**Exercise task**
Without the pictures, extract every line from the start of the material to the line containing "type Status = 'open' | 'closed';", both ends included.

**Supplied material**
»»
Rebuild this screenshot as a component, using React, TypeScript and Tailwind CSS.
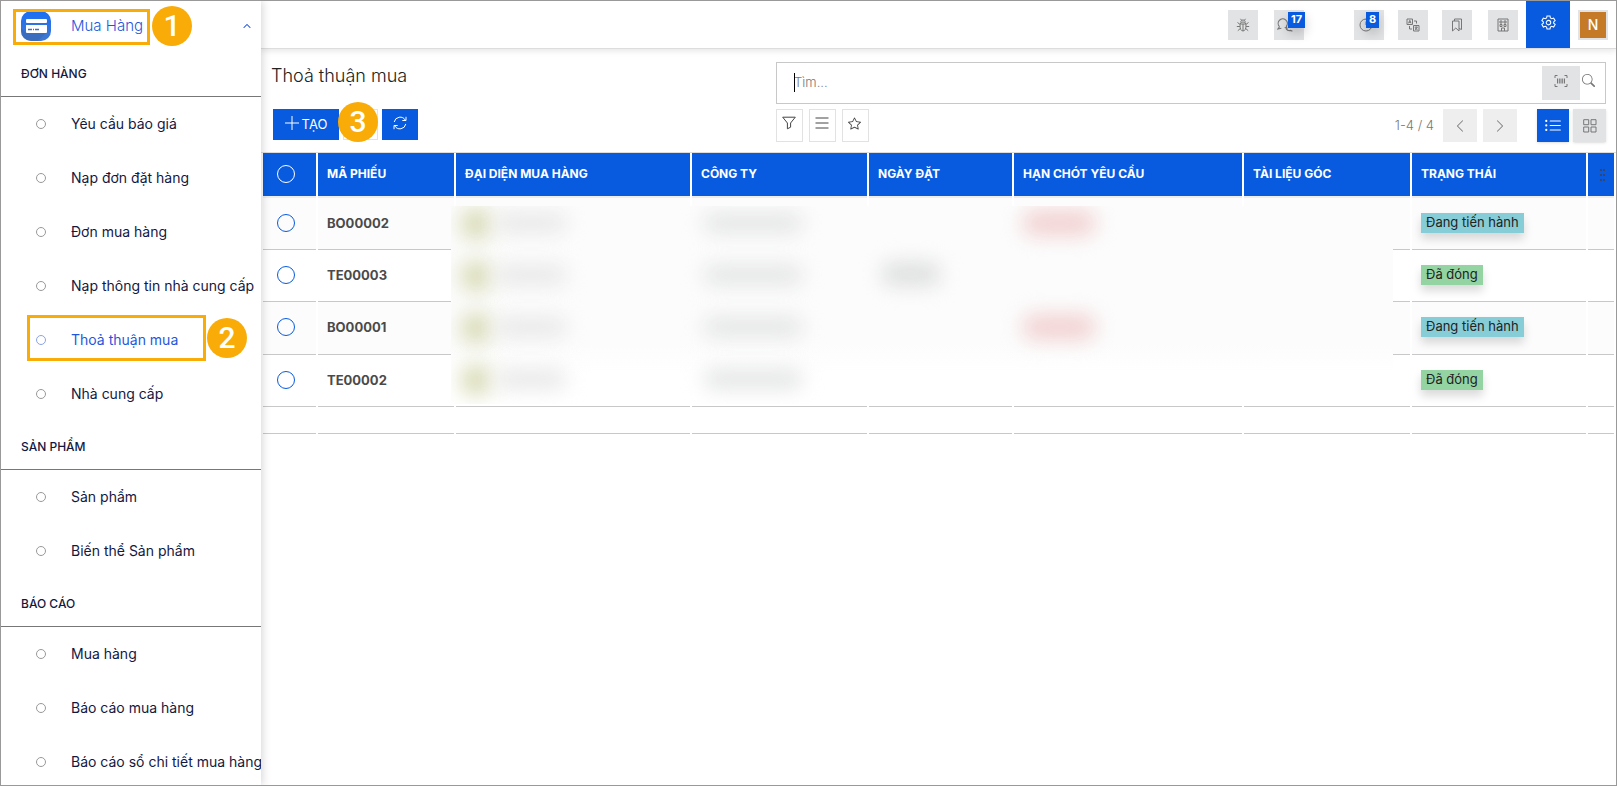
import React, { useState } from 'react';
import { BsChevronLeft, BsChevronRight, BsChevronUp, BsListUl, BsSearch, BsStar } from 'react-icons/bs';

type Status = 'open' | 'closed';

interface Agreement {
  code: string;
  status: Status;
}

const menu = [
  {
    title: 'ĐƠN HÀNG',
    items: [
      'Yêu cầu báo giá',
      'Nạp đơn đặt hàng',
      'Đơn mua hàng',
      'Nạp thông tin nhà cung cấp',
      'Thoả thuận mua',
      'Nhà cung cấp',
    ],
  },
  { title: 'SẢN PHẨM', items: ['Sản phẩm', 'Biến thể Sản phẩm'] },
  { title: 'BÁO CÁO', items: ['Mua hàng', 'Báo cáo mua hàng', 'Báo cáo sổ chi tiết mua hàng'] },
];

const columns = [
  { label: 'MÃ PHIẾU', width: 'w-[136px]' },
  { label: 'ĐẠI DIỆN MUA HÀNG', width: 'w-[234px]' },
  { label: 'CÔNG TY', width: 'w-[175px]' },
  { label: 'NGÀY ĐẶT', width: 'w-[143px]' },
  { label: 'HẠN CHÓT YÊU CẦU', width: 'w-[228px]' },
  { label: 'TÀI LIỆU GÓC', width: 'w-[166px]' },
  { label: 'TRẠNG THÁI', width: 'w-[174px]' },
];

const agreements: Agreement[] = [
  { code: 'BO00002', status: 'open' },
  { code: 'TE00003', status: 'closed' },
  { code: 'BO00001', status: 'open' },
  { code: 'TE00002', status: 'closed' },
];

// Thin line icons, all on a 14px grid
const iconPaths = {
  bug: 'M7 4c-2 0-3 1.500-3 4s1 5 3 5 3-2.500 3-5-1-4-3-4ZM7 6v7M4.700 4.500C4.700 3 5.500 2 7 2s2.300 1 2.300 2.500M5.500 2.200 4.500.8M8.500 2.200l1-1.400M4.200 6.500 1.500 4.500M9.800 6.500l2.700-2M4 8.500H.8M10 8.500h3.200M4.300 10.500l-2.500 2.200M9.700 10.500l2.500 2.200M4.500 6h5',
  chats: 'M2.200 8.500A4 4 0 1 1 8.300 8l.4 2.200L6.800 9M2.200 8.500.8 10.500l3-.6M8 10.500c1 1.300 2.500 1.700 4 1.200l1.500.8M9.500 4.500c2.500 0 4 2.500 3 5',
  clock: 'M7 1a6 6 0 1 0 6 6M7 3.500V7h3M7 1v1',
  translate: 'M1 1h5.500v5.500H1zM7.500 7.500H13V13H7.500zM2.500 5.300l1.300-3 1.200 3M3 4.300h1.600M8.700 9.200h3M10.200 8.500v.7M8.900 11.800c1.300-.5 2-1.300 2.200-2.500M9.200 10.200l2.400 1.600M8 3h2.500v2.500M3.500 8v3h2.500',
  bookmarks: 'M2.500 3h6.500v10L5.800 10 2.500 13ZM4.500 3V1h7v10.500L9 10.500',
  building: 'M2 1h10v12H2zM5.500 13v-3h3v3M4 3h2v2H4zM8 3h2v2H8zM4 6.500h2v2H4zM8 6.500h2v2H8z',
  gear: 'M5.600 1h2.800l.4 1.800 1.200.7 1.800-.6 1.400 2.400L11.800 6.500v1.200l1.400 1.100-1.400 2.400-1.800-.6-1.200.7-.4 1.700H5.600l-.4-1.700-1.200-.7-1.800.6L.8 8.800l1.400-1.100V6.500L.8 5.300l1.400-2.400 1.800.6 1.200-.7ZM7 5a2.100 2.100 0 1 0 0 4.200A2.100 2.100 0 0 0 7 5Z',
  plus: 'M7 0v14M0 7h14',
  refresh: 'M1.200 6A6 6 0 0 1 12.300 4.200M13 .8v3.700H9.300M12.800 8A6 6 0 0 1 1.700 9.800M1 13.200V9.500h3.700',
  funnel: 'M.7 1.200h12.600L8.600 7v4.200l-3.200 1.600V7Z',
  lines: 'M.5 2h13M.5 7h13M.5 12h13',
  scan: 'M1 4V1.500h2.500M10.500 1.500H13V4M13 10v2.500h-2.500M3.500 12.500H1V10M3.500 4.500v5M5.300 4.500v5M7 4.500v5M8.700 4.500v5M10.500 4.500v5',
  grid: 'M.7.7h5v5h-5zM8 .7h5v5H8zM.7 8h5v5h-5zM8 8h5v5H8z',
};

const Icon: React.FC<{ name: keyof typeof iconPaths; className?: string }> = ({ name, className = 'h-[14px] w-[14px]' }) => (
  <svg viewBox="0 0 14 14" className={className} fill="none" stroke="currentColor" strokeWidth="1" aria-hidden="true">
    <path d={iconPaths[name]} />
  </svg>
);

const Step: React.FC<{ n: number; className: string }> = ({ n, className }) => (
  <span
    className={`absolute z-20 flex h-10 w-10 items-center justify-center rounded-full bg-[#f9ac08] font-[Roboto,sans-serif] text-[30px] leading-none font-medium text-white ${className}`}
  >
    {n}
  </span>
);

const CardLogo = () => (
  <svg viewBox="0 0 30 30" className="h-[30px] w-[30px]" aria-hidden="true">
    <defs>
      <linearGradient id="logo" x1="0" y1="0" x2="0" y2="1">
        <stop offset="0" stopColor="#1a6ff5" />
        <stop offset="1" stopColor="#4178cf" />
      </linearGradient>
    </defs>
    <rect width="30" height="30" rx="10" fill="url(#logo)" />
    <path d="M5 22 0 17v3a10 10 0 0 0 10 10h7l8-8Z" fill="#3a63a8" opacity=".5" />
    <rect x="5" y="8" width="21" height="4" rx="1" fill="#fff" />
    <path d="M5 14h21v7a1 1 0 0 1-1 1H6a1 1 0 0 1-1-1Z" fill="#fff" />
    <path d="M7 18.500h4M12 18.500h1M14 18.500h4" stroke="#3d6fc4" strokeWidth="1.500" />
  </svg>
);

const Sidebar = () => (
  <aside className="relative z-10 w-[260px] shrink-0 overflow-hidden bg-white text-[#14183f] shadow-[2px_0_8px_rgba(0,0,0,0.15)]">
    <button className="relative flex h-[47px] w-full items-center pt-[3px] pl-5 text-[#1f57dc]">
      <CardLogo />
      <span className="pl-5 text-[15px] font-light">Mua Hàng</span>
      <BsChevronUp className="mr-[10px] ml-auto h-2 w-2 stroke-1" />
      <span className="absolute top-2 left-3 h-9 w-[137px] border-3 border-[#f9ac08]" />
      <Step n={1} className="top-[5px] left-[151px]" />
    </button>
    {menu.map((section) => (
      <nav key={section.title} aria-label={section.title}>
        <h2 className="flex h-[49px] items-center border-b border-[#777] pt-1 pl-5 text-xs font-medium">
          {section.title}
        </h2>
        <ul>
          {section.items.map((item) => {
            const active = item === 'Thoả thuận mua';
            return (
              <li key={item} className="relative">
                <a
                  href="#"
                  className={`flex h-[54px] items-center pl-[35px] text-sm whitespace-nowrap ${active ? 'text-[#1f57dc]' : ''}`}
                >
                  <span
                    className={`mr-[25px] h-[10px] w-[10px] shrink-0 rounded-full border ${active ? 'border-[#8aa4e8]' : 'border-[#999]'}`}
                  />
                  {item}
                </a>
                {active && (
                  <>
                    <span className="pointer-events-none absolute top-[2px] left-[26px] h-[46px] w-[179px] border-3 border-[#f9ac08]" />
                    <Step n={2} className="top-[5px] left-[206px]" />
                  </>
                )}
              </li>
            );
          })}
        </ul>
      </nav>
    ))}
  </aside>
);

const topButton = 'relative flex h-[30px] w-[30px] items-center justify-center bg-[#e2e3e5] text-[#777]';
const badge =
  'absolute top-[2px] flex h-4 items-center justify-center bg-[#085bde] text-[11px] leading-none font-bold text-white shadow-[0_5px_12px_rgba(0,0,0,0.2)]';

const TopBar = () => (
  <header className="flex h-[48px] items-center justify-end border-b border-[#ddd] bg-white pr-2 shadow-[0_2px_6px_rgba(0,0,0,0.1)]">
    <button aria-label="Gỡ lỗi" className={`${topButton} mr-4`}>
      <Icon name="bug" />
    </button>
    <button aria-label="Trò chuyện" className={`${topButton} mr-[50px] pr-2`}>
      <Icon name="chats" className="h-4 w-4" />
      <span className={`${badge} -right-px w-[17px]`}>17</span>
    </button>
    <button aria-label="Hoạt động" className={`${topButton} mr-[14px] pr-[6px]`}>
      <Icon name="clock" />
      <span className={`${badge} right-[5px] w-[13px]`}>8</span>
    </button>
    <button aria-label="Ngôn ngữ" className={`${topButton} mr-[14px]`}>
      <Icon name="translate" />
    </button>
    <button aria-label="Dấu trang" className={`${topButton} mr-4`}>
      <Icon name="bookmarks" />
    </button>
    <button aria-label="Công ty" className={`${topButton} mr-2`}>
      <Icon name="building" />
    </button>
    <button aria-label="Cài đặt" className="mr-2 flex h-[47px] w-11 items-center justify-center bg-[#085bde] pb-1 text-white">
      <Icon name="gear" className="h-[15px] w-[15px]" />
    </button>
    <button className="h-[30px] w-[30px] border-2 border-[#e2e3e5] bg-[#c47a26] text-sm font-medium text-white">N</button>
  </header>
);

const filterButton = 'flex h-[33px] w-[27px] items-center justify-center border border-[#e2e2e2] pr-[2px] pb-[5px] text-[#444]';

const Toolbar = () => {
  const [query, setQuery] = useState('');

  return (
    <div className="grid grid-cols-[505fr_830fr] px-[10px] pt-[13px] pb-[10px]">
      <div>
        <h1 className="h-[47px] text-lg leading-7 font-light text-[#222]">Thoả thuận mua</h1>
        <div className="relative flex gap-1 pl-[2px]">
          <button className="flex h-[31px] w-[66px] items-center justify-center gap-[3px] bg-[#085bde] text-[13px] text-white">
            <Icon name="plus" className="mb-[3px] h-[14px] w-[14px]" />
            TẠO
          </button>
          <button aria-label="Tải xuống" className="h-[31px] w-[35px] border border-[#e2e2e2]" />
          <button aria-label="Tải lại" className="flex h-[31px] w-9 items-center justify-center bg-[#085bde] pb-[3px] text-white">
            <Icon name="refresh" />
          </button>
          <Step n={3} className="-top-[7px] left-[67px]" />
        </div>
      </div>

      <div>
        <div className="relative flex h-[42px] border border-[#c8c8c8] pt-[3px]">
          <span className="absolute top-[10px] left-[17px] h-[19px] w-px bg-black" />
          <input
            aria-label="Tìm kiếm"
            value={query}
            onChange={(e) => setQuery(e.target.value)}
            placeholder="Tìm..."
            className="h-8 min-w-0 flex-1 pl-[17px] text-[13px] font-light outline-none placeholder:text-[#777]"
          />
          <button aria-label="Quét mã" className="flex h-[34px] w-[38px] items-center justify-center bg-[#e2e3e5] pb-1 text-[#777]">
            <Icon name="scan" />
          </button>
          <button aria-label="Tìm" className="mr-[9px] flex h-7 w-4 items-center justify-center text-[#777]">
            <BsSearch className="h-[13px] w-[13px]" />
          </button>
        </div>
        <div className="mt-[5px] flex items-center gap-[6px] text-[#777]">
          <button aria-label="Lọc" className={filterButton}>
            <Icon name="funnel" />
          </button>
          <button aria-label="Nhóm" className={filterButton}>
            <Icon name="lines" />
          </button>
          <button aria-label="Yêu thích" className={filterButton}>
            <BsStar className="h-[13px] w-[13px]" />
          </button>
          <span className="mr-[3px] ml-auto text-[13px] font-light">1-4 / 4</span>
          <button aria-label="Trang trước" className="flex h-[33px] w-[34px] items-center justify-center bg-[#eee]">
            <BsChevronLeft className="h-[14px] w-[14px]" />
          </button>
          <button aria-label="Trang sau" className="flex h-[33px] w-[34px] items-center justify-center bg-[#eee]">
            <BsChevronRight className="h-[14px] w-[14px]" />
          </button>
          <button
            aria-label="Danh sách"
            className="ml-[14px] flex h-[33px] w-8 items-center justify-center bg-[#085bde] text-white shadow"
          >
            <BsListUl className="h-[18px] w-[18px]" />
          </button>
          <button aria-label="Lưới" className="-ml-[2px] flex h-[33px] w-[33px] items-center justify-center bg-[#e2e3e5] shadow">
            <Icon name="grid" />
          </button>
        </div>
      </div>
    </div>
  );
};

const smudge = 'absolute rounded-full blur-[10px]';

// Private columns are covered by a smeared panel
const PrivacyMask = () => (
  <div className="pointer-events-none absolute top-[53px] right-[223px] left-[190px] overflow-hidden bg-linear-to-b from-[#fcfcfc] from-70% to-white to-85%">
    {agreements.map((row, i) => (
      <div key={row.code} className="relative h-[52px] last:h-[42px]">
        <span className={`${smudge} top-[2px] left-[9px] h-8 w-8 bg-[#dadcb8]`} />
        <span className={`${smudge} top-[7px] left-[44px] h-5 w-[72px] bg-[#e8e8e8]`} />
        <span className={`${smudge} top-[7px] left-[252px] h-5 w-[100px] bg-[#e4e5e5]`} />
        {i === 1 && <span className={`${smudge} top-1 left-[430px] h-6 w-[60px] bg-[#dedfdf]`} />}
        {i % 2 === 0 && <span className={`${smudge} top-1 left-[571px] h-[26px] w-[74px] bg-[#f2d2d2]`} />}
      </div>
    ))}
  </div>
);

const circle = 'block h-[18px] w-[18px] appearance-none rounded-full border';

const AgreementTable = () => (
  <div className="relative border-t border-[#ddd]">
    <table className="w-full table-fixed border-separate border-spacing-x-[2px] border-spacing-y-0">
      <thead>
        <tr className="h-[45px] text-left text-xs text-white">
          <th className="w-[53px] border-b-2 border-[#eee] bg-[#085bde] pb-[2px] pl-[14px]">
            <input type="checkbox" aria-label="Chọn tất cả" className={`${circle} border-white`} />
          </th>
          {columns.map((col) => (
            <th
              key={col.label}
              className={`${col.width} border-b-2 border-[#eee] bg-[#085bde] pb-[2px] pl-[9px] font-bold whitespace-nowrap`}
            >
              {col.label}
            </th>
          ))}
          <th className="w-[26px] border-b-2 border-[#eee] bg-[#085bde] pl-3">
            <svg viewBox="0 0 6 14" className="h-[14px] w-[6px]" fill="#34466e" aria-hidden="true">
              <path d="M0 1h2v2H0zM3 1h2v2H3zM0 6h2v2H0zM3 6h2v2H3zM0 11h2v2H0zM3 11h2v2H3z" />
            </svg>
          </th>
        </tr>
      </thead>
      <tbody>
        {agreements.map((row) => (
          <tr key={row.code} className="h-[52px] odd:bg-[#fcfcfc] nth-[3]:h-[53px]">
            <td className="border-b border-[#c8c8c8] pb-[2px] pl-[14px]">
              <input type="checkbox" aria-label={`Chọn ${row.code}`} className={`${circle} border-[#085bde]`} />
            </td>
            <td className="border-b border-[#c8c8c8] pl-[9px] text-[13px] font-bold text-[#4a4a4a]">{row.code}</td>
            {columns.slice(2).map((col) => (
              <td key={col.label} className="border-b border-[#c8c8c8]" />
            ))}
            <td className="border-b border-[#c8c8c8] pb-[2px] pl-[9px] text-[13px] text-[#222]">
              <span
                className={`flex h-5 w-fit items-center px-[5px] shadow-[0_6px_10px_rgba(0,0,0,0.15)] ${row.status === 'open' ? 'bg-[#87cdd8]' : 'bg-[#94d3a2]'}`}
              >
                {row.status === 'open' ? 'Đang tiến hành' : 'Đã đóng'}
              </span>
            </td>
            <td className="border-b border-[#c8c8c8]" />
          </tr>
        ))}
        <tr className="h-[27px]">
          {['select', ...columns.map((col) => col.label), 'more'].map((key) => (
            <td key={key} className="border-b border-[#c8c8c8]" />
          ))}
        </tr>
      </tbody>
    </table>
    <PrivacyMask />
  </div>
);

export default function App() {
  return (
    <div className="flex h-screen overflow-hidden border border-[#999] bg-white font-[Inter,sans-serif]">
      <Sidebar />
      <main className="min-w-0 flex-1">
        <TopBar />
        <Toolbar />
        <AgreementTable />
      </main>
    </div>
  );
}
««
**Reply to the task**
Rebuild this screenshot as a component, using React, TypeScript and Tailwind CSS.
import React, { useState } from 'react';
import { BsChevronLeft, BsChevronRight, BsChevronUp, BsListUl, BsSearch, BsStar } from 'react-icons/bs';

type Status = 'open' | 'closed';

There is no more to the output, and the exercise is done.